The request :: Produce an exact transcription of the listing below, omitting the pictures.

Dataset extract ::
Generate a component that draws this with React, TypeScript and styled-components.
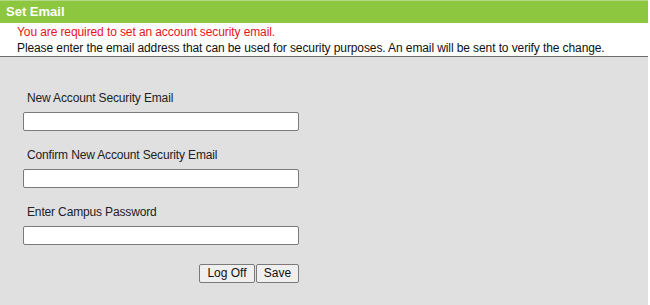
import React from "react";
import styled, { createGlobalStyle } from "styled-components";

const Global = createGlobalStyle`
  html, body { margin: 0; padding: 0; background: #ffffff; }
  body { font-family: "Liberation Sans", Arial, sans-serif; font-size: 12px; }
`;

const Page = styled.div`
  width: 648px;
  display: flex;
  flex-direction: column;
`;

const Header = styled.div`
  height: 22px;
  border-top: 1px solid #b3d982;
  background: #8dc63f;
  color: #ffffff;
  font-weight: bold;
  font-size: 13px;
  line-height: 22px;
  padding-left: 6px;
`;

const Messages = styled.div`
  padding: 1px 0 0 17px;
  line-height: 16px;
  border-bottom: 1px solid #6b6b6b;
  letter-spacing: -0.1px;
`;

const Line = styled.div<{ $error?: boolean }>`
  color: ${(p) => (p.$error ? "#e8141b" : "#111111")};
  white-space: nowrap;
`;

const Panel = styled.div`
  background: #e0e0e0;
  padding: 33px 0 0 23px;
  height: 215px;
  display: flex;
  flex-direction: column;
  gap: 16px;
`;

const Field = styled.div`
  display: flex;
  flex-direction: column;
  gap: 6px;
  width: 276px;
`;

const Label = styled.label`
  color: #222222;
  line-height: 16px;
  padding-left: 4px;
  letter-spacing: -0.15px;
`;

const Input = styled.input`
  box-sizing: border-box;
  width: 276px;
  height: 19px;
  border: 1px solid #7a7a7a;
  border-radius: 2px;
  background: #ffffff;
  margin: 0;
  padding: 0 3px;
  font: inherit;
`;

const Actions = styled.div`
  width: 276px;
  display: flex;
  justify-content: flex-end;
  gap: 1px;
  margin-top: 3px;
`;

const Button = styled.button<{ $w: number }>`
  box-sizing: border-box;
  width: ${(p) => p.$w}px;
  height: 19px;
  padding: 0;
  border: 1px solid #7a7a7a;
  border-radius: 2px;
  background: #efefef;
  color: #111111;
  font-family: "Liberation Sans", Arial, sans-serif;
  font-size: 12px;
  line-height: 17px;
`;

export default function App() {
  return (
    <>
      <Global />
      <Page>
        <Header>Set Email</Header>
        <Messages>
          <Line $error>You are required to set an account security email.</Line>
          <Line>
            Please enter the email address that can be used for security purposes. An email will be sent to verify the change.
          </Line>
        </Messages>
        <Panel>
          <Field>
            <Label>New Account Security Email</Label>
            <Input type="text" />
          </Field>
          <Field>
            <Label>Confirm New Account Security Email</Label>
            <Input type="text" />
          </Field>
          <Field>
            <Label>Enter Campus Password</Label>
            <Input type="password" />
          </Field>
          <Actions>
            <Button $w={56}>Log Off</Button>
            <Button $w={43}>Save</Button>
          </Actions>
        </Panel>
      </Page>
    </>
  );
}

Answer to this problem ::
Generate a component that draws this with React, TypeScript and styled-components.
import React from "react";
import styled, { createGlobalStyle } from "styled-components";

const Global = createGlobalStyle`
  html, body { margin: 0; padding: 0; background: #ffffff; }
  body { font-family: "Liberation Sans", Arial, sans-serif; font-size: 12px; }
`;

const Page = styled.div`
  width: 648px;
  display: flex;
  flex-direction: column;
`;

const Header = styled.div`
  height: 22px;
  border-top: 1px solid #b3d982;
  background: #8dc63f;
  color: #ffffff;
  font-weight: bold;
  font-size: 13px;
  line-height: 22px;
  padding-left: 6px;
`;

const Messages = styled.div`
  padding: 1px 0 0 17px;
  line-height: 16px;
  border-bottom: 1px solid #6b6b6b;
  letter-spacing: -0.1px;
`;

const Line = styled.div<{ $error?: boolean }>`
  color: ${(p) => (p.$error ? "#e8141b" : "#111111")};
  white-space: nowrap;
`;

const Panel = styled.div`
  background: #e0e0e0;
  padding: 33px 0 0 23px;
  height: 215px;
  display: flex;
  flex-direction: column;
  gap: 16px;
`;

const Field = styled.div`
  display: flex;
  flex-direction: column;
  gap: 6px;
  width: 276px;
`;

const Label = styled.label`
  color: #222222;
  line-height: 16px;
  padding-left: 4px;
  letter-spacing: -0.15px;
`;

const Input = styled.input`
  box-sizing: border-box;
  width: 276px;
  height: 19px;
  border: 1px solid #7a7a7a;
  border-radius: 2px;
  background: #ffffff;
  margin: 0;
  padding: 0 3px;
  font: inherit;
`;

const Actions = styled.div`
  width: 276px;
  display: flex;
  justify-content: flex-end;
  gap: 1px;
  margin-top: 3px;
`;

const Button = styled.button<{ $w: number }>`
  box-sizing: border-box;
  width: ${(p) => p.$w}px;
  height: 19px;
  padding: 0;
  border: 1px solid #7a7a7a;
  border-radius: 2px;
  background: #efefef;
  color: #111111;
  font-family: "Liberation Sans", Arial, sans-serif;
  font-size: 12px;
  line-height: 17px;
`;

export default function App() {
  return (
    <>
      <Global />
      <Page>
        <Header>Set Email</Header>
        <Messages>
          <Line $error>You are required to set an account security email.</Line>
          <Line>
            Please enter the email address that can be used for security purposes. An email will be sent to verify the change.
          </Line>
        </Messages>
        <Panel>
          <Field>
            <Label>New Account Security Email</Label>
            <Input type="text" />
          </Field>
          <Field>
            <Label>Confirm New Account Security Email</Label>
            <Input type="text" />
          </Field>
          <Field>
            <Label>Enter Campus Password</Label>
            <Input type="password" />
          </Field>
          <Actions>
            <Button $w={56}>Log Off</Button>
            <Button $w={43}>Save</Button>
          </Actions>
        </Panel>
      </Page>
    </>
  );
}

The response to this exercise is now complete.